Jamex: This piece has roots in a piece that we made for the McNay Art Museum in San Antonio, Texas last year. Our basic premise was that, in the Casta paintings, we were doing different lenticulars, in which they have the mixed race couple and then the progeny of both of them. In all of them, there were beings made out of cactus leaves. As Mexican Americans, the cactus—nopal—is kind of an identity symbol. Basically, the pieces are saying, ‘Yeah, we’re all different, but we are all nopaleros,’ meaning we all come from the same tree. There’s not really different races, there’s only one race; one tree, we’re just variants.

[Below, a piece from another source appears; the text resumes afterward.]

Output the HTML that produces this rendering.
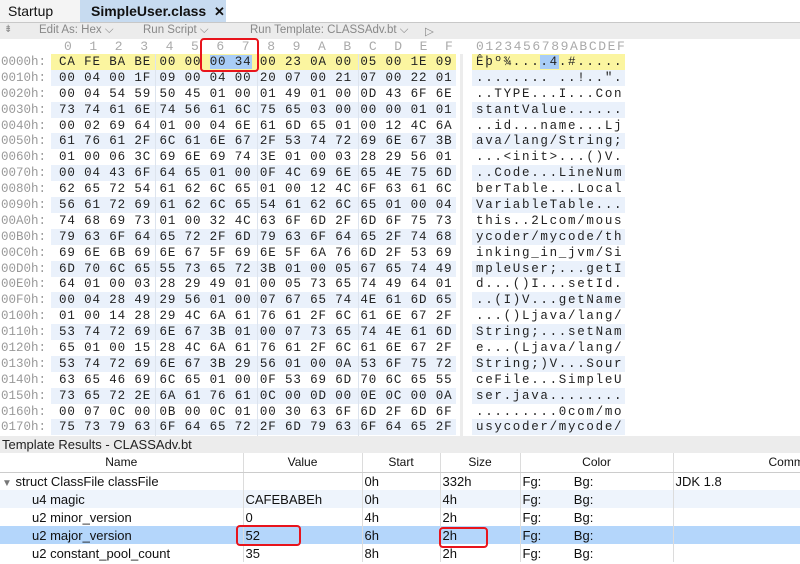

Einar: If I could add to that, we also have the children coming out of the flowers because flowers are a great example of genetics—you’re breeding flowers for a certain color and for certain traits. I think, having the cactus being this family tree, humanity as a family tree, and linking it to our agrarian background and culture. That made humanity sort of explode because we have the ability to stay put and create food, as opposed to forage. Then we, of course, started breeding for certain food. The analogy is, for the people who are into eugenics and started thinking that humans needed to be bred for certain traits and all of that dangerous, bizarre stuff that’s quite Nazi, really. So, we are opening up all of these discussions that we are all different genetic varieties, but there’s also very dark undertones in the way that we were manipulated into seeing this as a divisive tool.

Q: Is there anything that you hope people see or understand when they engage with “Castaways”? That you hope the overall exhibition helps them understand about race?

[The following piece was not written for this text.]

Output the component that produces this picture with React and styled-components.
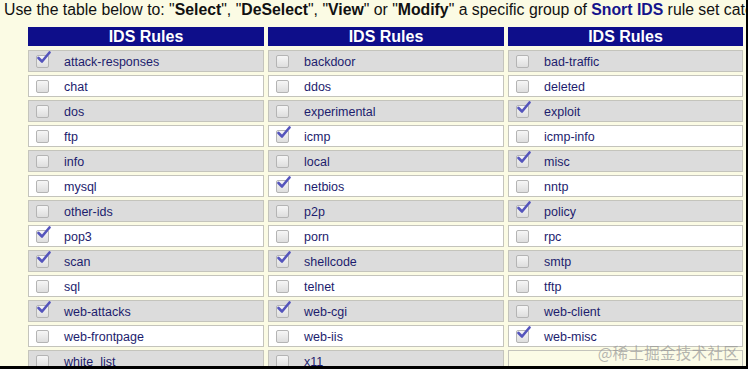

Einar: I don’t think that there’s something specific because that would almost be agenda-driven, in our view. I think to talk about it, to open discussion. I think we have question our own affinities, all of us, and there’s nothing wrong with that because what is actually being from somewhere? What does belonging mean? What is community? What is culture? That’s the other Venn diagram—if race is one thing and class is one thing, there is another one, which is the culture. Are you proud? How are you proud of your culture? What part of it is culture, as opposed to nation building, which is the flag and all the constructs of nation building? All of those things, in terms of identity, are fascinating and we should always reconsider how we view it because we have to talk to others we might not agree with.

Jamex: Art is mirror of the artist’s time, and I think we reflect society with all its anxieties, and I think when a viewer is presented with something that challenges them to think, maybe we can be successful when they find the empathy to understand themselves involved in all this ridiculousness that is existence.